Transplant rejection is a serious concern, both immediately after the surgery and continuing throughout the patient's life. Because the transplanted lung or lungs come from another person, the recipient's immune system will see it as an invader and attempt to neutralize it.

Signs of rejection include:
- fever;
- flu-like symptoms, including chills, dizziness, nausea, general feeling of illness, night sweats;
- increased difficulty in breathing;
- worsening pulmonary test results;
- increased chest pain or tenderness;
- increase or decrease in body weight of more than two kilograms in a 24-hour period.

In order to prevent transplant rejection and subsequent damage to the new lung or lungs, a person must take a regimen of immunosuppressive drugs. People will usually have to take a combination of immunosuppressants in order to reduce the risk of rejection. The immunosuppressive regimen usually consists of a calcineurin inhibitor such as cyclosporine or tacrolimus, low dose glucocorticoids, and a cell cycle inhibitor such as azathioprine or mycophenolate mofetil. Maintenance immunosuppression to prevent immune mediated organ rejection is universal after a lung transplant. Basiliximab is the immunosuppressant of choice in the time immediately before and after a transplant.

The immunosuppressants that are needed to prevent organ rejection also introduce some risks. By lowering the body's ability to mount an immune reaction, these medicines also increase the chances of infection. Antibiotics may be prescribed in order to treat or prevent such infections. In turn, infection may increase the risk of rejection. Certain medications may also have nephrotoxic or other potentially harmful side-effects. Other medications may also be prescribed in order to help alleviate these side effects. There is also the risk that a patient may have an allergic reaction to the medications. Close follow-up care is required in order to balance the benefits of these drugs versus their potential risks.

Chronic rejection, meaning repeated bouts of rejection symptoms beyond the first year after the transplant surgery, occurs in approximately 50% of patients. Such chronic rejection presents itself as bronchiolitis obliterans, or less frequently, atherosclerosis.

== Prognosis ==
The median survival after a lung transplant is 6.7 years. Seventeen percent of lung transplant recipients die of cancer, most commonly lung cancer or lymphoproliferative diseases. Chronic immunosuppression, previous smoking and chronic lung disease in the recipient are all thought to contribute to this cancer risk. Chronic lung allograft dysfunction (CLAD), a type of immune mediated inflammation of the transplanted lung, is associated with poor outcomes after a lung transplant, including transplant failure, need for another lung transplant and death. The incidence of CLAD is 50% within 5 years of transplantation.

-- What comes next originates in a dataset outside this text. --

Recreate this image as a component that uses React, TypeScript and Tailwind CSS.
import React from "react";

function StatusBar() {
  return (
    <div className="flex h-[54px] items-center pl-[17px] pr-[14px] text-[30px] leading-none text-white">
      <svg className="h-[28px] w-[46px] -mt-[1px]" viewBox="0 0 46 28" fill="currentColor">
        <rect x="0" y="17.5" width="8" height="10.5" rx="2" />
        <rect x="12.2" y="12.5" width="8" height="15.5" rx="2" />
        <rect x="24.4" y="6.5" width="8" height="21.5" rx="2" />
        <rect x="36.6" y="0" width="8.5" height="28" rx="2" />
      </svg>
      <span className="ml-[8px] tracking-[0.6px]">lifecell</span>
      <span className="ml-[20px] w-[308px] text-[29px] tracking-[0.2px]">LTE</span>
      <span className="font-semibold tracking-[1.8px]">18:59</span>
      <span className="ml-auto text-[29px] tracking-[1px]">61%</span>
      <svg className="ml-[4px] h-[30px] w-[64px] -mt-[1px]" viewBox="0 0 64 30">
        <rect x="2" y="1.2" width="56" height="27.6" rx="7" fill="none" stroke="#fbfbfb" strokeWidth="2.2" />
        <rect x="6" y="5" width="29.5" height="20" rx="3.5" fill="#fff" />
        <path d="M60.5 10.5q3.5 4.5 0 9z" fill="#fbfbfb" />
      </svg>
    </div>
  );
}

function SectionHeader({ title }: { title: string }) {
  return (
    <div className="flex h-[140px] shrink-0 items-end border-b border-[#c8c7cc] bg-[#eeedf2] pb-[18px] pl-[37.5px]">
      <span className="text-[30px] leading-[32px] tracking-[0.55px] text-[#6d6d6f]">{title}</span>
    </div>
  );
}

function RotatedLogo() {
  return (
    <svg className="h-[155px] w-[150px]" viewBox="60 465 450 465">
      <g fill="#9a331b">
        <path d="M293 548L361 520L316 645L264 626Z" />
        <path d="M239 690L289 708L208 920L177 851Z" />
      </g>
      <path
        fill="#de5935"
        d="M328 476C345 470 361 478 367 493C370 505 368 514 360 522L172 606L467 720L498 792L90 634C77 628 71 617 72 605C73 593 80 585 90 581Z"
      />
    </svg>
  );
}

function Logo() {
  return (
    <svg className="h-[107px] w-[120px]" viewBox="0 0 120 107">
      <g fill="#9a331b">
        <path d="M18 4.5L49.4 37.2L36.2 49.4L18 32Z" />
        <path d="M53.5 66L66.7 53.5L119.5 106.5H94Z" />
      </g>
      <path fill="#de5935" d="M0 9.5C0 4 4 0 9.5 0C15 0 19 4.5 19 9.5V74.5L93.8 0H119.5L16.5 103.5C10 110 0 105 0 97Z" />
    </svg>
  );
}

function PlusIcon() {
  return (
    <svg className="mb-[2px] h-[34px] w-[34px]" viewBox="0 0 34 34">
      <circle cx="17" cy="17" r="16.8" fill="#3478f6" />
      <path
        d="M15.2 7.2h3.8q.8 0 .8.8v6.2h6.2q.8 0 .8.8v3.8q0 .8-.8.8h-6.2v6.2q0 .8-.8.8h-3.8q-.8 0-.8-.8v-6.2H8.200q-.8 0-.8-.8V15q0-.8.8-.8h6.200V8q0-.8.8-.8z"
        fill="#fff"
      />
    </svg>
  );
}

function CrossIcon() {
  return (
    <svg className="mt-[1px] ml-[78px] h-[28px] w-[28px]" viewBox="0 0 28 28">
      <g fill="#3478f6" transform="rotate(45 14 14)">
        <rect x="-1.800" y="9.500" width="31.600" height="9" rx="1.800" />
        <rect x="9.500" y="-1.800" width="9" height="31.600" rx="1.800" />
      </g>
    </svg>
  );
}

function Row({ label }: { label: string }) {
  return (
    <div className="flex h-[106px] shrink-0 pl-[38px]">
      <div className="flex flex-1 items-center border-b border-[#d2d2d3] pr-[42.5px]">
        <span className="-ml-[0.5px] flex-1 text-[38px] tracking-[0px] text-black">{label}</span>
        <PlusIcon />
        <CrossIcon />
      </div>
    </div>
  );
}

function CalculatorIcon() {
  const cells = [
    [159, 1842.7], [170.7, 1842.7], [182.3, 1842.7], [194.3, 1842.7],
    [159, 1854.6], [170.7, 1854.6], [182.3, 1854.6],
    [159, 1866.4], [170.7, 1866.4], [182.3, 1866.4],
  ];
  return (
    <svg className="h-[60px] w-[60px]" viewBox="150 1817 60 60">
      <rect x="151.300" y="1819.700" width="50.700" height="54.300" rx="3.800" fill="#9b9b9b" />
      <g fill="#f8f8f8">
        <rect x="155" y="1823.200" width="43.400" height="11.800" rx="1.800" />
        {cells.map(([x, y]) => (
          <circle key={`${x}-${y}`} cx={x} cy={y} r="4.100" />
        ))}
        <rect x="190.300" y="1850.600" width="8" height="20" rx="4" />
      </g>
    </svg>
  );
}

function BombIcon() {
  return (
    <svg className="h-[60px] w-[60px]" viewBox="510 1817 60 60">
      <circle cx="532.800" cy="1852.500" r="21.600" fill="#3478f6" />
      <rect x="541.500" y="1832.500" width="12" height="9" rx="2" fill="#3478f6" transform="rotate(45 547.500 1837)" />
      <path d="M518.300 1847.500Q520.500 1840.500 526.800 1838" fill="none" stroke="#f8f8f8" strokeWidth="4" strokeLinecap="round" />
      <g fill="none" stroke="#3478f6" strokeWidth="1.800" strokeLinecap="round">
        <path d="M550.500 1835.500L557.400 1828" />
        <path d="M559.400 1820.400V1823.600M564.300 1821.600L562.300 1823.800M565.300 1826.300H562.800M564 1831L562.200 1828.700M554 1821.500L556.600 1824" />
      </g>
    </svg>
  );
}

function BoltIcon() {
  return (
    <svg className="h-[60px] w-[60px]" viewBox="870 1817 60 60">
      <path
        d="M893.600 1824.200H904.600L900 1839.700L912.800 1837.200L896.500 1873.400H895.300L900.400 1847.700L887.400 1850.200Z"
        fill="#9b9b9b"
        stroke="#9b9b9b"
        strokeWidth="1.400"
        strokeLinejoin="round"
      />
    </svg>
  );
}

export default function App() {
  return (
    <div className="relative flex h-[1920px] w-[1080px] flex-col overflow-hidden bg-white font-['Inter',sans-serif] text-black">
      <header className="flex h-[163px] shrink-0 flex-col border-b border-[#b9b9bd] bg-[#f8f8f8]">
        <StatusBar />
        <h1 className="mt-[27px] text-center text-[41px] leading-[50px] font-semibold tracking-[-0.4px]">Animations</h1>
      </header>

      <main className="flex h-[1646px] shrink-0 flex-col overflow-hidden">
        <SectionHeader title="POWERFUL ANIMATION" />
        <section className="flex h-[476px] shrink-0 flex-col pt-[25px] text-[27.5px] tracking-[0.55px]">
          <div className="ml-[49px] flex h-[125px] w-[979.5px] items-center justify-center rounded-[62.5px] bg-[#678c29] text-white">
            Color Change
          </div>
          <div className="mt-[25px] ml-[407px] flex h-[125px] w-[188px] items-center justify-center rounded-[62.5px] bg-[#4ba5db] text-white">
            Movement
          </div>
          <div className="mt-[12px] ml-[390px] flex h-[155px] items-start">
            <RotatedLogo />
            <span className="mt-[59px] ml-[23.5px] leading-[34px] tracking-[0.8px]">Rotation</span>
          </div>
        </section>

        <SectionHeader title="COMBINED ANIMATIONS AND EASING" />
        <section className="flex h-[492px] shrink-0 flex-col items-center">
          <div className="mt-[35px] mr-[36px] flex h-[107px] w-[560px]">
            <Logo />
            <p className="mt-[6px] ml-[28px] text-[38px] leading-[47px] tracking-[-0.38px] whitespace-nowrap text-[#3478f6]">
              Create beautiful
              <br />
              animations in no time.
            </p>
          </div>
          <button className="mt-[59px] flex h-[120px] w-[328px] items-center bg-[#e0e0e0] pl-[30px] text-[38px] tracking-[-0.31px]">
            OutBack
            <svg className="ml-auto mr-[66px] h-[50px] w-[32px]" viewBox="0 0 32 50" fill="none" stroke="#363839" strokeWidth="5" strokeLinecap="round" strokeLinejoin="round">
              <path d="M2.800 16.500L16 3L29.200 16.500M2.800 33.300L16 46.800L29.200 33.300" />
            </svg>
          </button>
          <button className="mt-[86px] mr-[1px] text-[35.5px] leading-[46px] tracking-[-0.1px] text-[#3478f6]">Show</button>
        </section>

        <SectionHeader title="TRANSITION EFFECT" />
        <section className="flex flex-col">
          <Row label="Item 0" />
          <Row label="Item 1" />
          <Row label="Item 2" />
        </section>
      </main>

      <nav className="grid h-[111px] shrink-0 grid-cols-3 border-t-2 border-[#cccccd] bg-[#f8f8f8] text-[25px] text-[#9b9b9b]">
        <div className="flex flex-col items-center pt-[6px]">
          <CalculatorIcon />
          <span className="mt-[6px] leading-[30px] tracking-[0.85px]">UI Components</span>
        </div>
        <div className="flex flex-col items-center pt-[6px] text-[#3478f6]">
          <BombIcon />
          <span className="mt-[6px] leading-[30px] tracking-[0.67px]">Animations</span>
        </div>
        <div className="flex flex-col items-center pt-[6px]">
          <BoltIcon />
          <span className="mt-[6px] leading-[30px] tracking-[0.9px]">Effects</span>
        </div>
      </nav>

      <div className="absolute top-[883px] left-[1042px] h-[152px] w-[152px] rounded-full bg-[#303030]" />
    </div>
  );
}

Frailty is associated with poor outcomes after a lung transplant, but this risk may be mitigated by pre-transplant pulmonary rehabilitation. Obesity may also be a risk factor for complications after a lung transplant, but some have argued that adiposity (or body fat distribution) is a better prognostic indicator.

A 2019 cohort study of nearly 10,000 lung transplant recipients in the US demonstrated significantly improved long-term survival using sirolimus + tacrolimus (median survival 8.9 years) instead of mycophenolate mofetil + tacrolimus (median survival 7.1 years) for immunosuppressive therapy starting at one year after transplant. Since sirolimus is not administered until at least 3–12 months after transplant, these median survival estimates were conditional on surviving 1 year post-transplant.
As lung transplantation has improved since the late 20th century with advancements in perioperative management, surgical technique and postoperative rehabilitation, 5-year survival has increased even up to 60-70%.